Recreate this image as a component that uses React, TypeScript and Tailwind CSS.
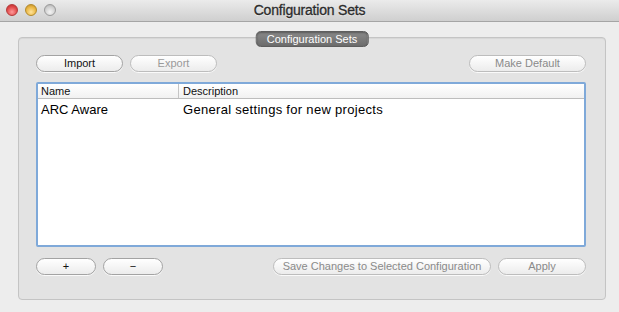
export default function App() {
  const btn =
    "h-[17px] rounded-full border border-[#a3a3a3] bg-gradient-to-b from-white to-[#ececec] text-[11px] leading-[15px] shadow-[0_1px_0_rgba(255,255,255,0.8)] flex items-center justify-center";
  return (
    <div
      className="w-[619px] h-[312px] bg-[#ededed] flex flex-col overflow-hidden"
      style={{ fontFamily: '"Liberation Sans", Arial, sans-serif' }}
    >
      {/* Title bar */}
      <div className="h-[22px] shrink-0 relative flex items-center justify-center bg-gradient-to-b from-[#ebebeb] to-[#cfcfcf] border-b border-[#a5a5a5]">
        <div className="absolute left-[6px] top-[4px] flex gap-[7px]">
          <span className="w-[12px] h-[12px] rounded-full border border-[#b33a3a] bg-[radial-gradient(circle_at_50%_70%,#ff9a9a,#e04848_60%,#b52a2a)]" />
          <span className="w-[12px] h-[12px] rounded-full border border-[#b38a2a] bg-[radial-gradient(circle_at_50%_70%,#ffe39a,#e8b440_60%,#b8862a)]" />
          <span className="w-[12px] h-[12px] rounded-full border border-[#9a9a9a] bg-[radial-gradient(circle_at_50%_70%,#f4f4f4,#cfcfcf_60%,#a8a8a8)]" />
        </div>
        <span className="text-[14px] text-[#2b2b2b] tracking-[-0.2px] [text-shadow:0_1px_0_rgba(255,255,255,0.6)] [-webkit-text-stroke:0.3px_#2b2b2b]">
          Configuration Sets
        </span>
      </div>

      {/* Content */}
      <div className="flex-1 pt-[15px] pl-[18px] pr-[13px] pb-[13px]">
        <div className="relative h-full rounded-[4px] border border-[#c4c4c4] bg-[#e3e3e3] shadow-[inset_0_1px_1px_rgba(0,0,0,0.06)] pt-[17px] pl-[17px] pr-[19px] pb-[24px] flex flex-col">
          <div className="absolute left-1/2 -translate-x-1/2 top-[-7px] h-[16px] px-[10px] rounded-[5px] bg-gradient-to-b from-[#8a8a8a] to-[#6c6c6c] border border-[#5e5e5e] text-white text-[11px] flex items-center shadow-[inset_0_1px_2px_rgba(0,0,0,0.35)]">
            Configuration Sets
          </div>

          <div className="flex gap-[7px]">
            <div className={`${btn} w-[87px] text-[#111]`}>Import</div>
            <div className={`${btn} w-[87px] text-[#9a9a9a] border-[#bdbdbd]`}>Export</div>
            <div className={`${btn} w-[117px] ml-auto text-[#8a8a8a] border-[#bdbdbd]`}>Make Default</div>
          </div>

          <div className="mt-[10px] h-[165px] rounded-[2px] border-[2px] border-[#7fa9d9] bg-white flex flex-col">
            <div className="h-[15px] flex border-b border-[#bdbdbd] bg-gradient-to-b from-white to-[#f1f1f1] text-[11px] text-[#111] leading-[14px]">
              <div className="w-[141px] pl-[3px] border-r border-[#c5c5c5]">Name</div>
              <div className="pl-[4px]">Description</div>
            </div>
            <div className="flex h-[22px] items-center text-[13px] text-black">
              <div className="w-[142px] pl-[3px]">ARC Aware</div>
              <div className="pl-[3px] tracking-[0.3px]">General settings for new projects</div>
            </div>
          </div>

          <div className="mt-[11px] flex gap-[7px]">
            <div className={`${btn} w-[60px] text-[#111]`}>+</div>
            <div className={`${btn} w-[60px] text-[#111]`}>−</div>
            <div className={`${btn} w-[218px] ml-auto text-[#8a8a8a] border-[#bdbdbd]`}>
              Save Changes to Selected Configuration
            </div>
            <div className={`${btn} w-[88px] text-[#8a8a8a] border-[#bdbdbd]`}>Apply</div>
          </div>
        </div>
      </div>
    </div>
  );
}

○ ○ ○ ○ ○

**Your goal:**
Transcribe the whole listing exactly. Pictures stay out of your copy.

**Answer to the exercise:**
Recreate this image as a component that uses React, TypeScript and Tailwind CSS.
export default function App() {
  const btn =
    "h-[17px] rounded-full border border-[#a3a3a3] bg-gradient-to-b from-white to-[#ececec] text-[11px] leading-[15px] shadow-[0_1px_0_rgba(255,255,255,0.8)] flex items-center justify-center";
  return (
    <div
      className="w-[619px] h-[312px] bg-[#ededed] flex flex-col overflow-hidden"
      style={{ fontFamily: '"Liberation Sans", Arial, sans-serif' }}
    >
      {/* Title bar */}
      <div className="h-[22px] shrink-0 relative flex items-center justify-center bg-gradient-to-b from-[#ebebeb] to-[#cfcfcf] border-b border-[#a5a5a5]">
        <div className="absolute left-[6px] top-[4px] flex gap-[7px]">
          <span className="w-[12px] h-[12px] rounded-full border border-[#b33a3a] bg-[radial-gradient(circle_at_50%_70%,#ff9a9a,#e04848_60%,#b52a2a)]" />
          <span className="w-[12px] h-[12px] rounded-full border border-[#b38a2a] bg-[radial-gradient(circle_at_50%_70%,#ffe39a,#e8b440_60%,#b8862a)]" />
          <span className="w-[12px] h-[12px] rounded-full border border-[#9a9a9a] bg-[radial-gradient(circle_at_50%_70%,#f4f4f4,#cfcfcf_60%,#a8a8a8)]" />
        </div>
        <span className="text-[14px] text-[#2b2b2b] tracking-[-0.2px] [text-shadow:0_1px_0_rgba(255,255,255,0.6)] [-webkit-text-stroke:0.3px_#2b2b2b]">
          Configuration Sets
        </span>
      </div>

      {/* Content */}
      <div className="flex-1 pt-[15px] pl-[18px] pr-[13px] pb-[13px]">
        <div className="relative h-full rounded-[4px] border border-[#c4c4c4] bg-[#e3e3e3] shadow-[inset_0_1px_1px_rgba(0,0,0,0.06)] pt-[17px] pl-[17px] pr-[19px] pb-[24px] flex flex-col">
          <div className="absolute left-1/2 -translate-x-1/2 top-[-7px] h-[16px] px-[10px] rounded-[5px] bg-gradient-to-b from-[#8a8a8a] to-[#6c6c6c] border border-[#5e5e5e] text-white text-[11px] flex items-center shadow-[inset_0_1px_2px_rgba(0,0,0,0.35)]">
            Configuration Sets
          </div>

          <div className="flex gap-[7px]">
            <div className={`${btn} w-[87px] text-[#111]`}>Import</div>
            <div className={`${btn} w-[87px] text-[#9a9a9a] border-[#bdbdbd]`}>Export</div>
            <div className={`${btn} w-[117px] ml-auto text-[#8a8a8a] border-[#bdbdbd]`}>Make Default</div>
          </div>

          <div className="mt-[10px] h-[165px] rounded-[2px] border-[2px] border-[#7fa9d9] bg-white flex flex-col">
            <div className="h-[15px] flex border-b border-[#bdbdbd] bg-gradient-to-b from-white to-[#f1f1f1] text-[11px] text-[#111] leading-[14px]">
              <div className="w-[141px] pl-[3px] border-r border-[#c5c5c5]">Name</div>
              <div className="pl-[4px]">Description</div>
            </div>
            <div className="flex h-[22px] items-center text-[13px] text-black">
              <div className="w-[142px] pl-[3px]">ARC Aware</div>
              <div className="pl-[3px] tracking-[0.3px]">General settings for new projects</div>
            </div>
          </div>

          <div className="mt-[11px] flex gap-[7px]">
            <div className={`${btn} w-[60px] text-[#111]`}>+</div>
            <div className={`${btn} w-[60px] text-[#111]`}>−</div>
            <div className={`${btn} w-[218px] ml-auto text-[#8a8a8a] border-[#bdbdbd]`}>
              Save Changes to Selected Configuration
            </div>
            <div className={`${btn} w-[88px] text-[#8a8a8a] border-[#bdbdbd]`}>Apply</div>
          </div>
        </div>
      </div>
    </div>
  );
}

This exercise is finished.